Insight of the Week: Coach Your Incumbent Execs to Survive Innovation

Coach Your Incumbent Execs to Survive Innovation

We’ve  spent some time talking with the head of transformation for a global insurance company. He’s helping this 17,000-employee organization change the way it faces its key markets.

 From his personal experience living through two high-stakes mergers, he’s learned that coaching in advance of big changes is vital.

“If you look at what happens when you change the way we go to market, you see a lot of mid and senior-level management folks, good people who have had success and are likely to want to avoid risk, just get totally blind-sided by how their work will change day to day. They don’t have the experience to anticipate how they’ll be treated differently by others in the organization, and what it will all feel like. Good people will be easy pickings for competitors and headhunters when that happens, and others will just put their heads down and stop contributing.

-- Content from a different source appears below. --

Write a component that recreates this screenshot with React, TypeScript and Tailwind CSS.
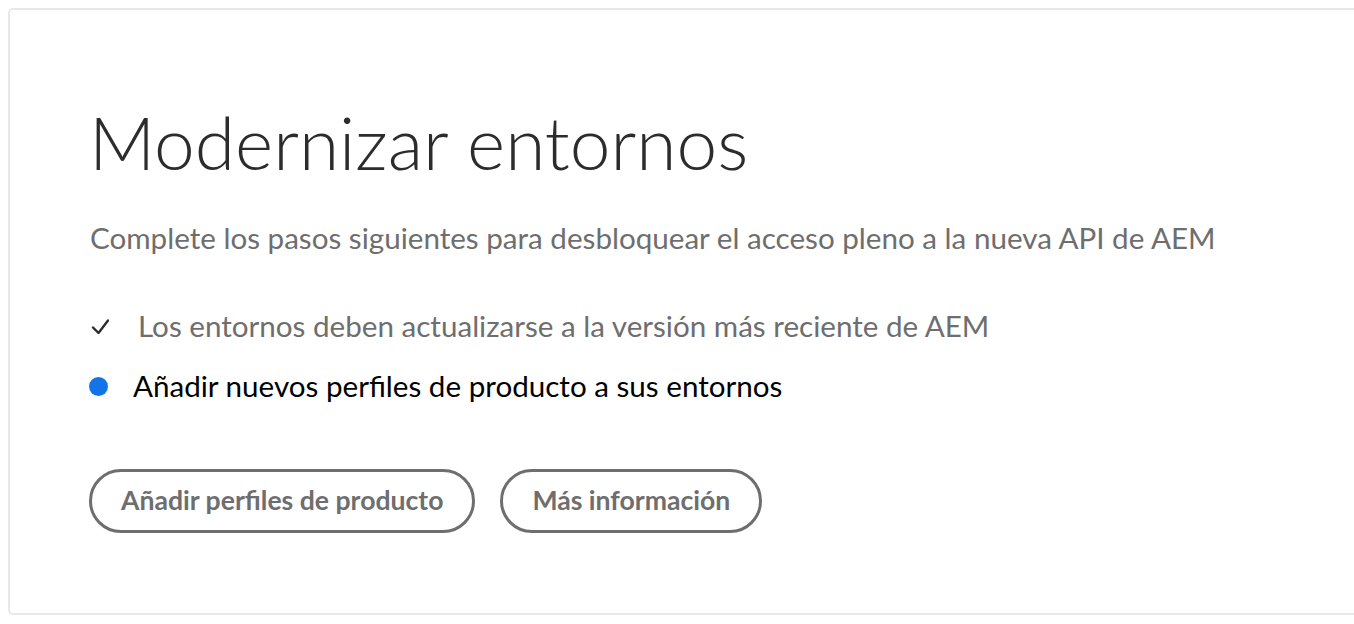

“But if they know what it’s going to feel like, if they have a sense that once the current steps for planning and selling are pulled away and new things get tried out, there will be a path that does indeed lead to success, they’ll be much better off. When the changes unfold as a series of surprises, you create a lot for people you want to retain and keep engaged. You have to help them anticipate the surprises. The organization will be much better off. These people have to know where that path is, what that path is, how people good at adapting in that situation think and feel and act.”